Thursday, October 15, 2009

Sculpy Dolls

Hey, well, no posts for a week and then two in one day; it's feast or famine around here. I've been making dolls again.

I admit that posting the photos of student work inspired me to get out the clay. That and the fact that it's the first moment I've had in the studio. I hardly knew where to start with so many ideas twirling around vying for attention. Finally I settled down though and made a body for the demo head I started in the class at Art & Soul.

I've named her Bianca and she is very special to me. With chenille from a student (thanks Chris!) I fashioned white polka dots for her. With me it's either dots or stripes. In this case dots.

And then along came this one which I have named Green for my own reasons. It's Green's Birthday in a day or two and so she and Bianca are going to go to their favorite Thai restaurant and then eat ice cream afterward. They like to do that.

Green is a warrior; very strong and brave. She has known Bianca for many years and Bianca admires her.

I was going to give her a superhero cape but Green shrugged it off and settled for the helmet instead.

Bianca is more of a conformist than Green is; she likes to hide in sheep's clothing.
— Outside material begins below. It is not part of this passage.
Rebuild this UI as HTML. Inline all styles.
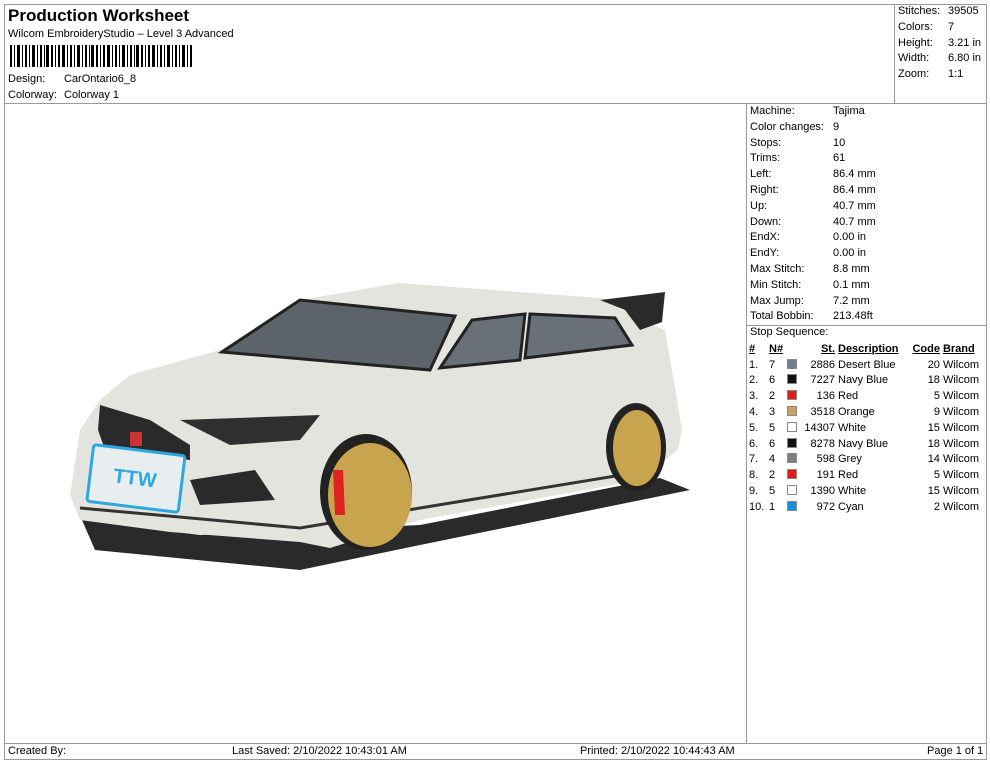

She is loving Oregon's mild weather so far this autumn and even heard tree frogs croaking outside. She plans on staying cozy this winter in her fuzzy coat of wool. Chenille. Whatever.

Happy Birthday, Green. This one's for you. xo

Beach Fog

I'm blaming my foggy state of mind on the recent family trip to Pacific City. Each day there I moved slower than the previous day. Now that I am home my gear is stuck in "do nothing". I'm trying to ignore computerland until I get my speed up again. After such an all-out summer it's to be expected.

John and I playing in the sand; listening to the crashing waves, smelling the fresh, salt air, seeing the surging rollers that somehow empty the mind of all cares, thoughts, memories.

We played games and ate lavish meals.

Danced on the beach at daybreak and sunset.

Read a little.

Took long beach walks.

Ran the dogs.

Acted silly.

Emptied of all pesterments.

Safely in the arms of Mother earth. Oh, how perfect is a day by the sea.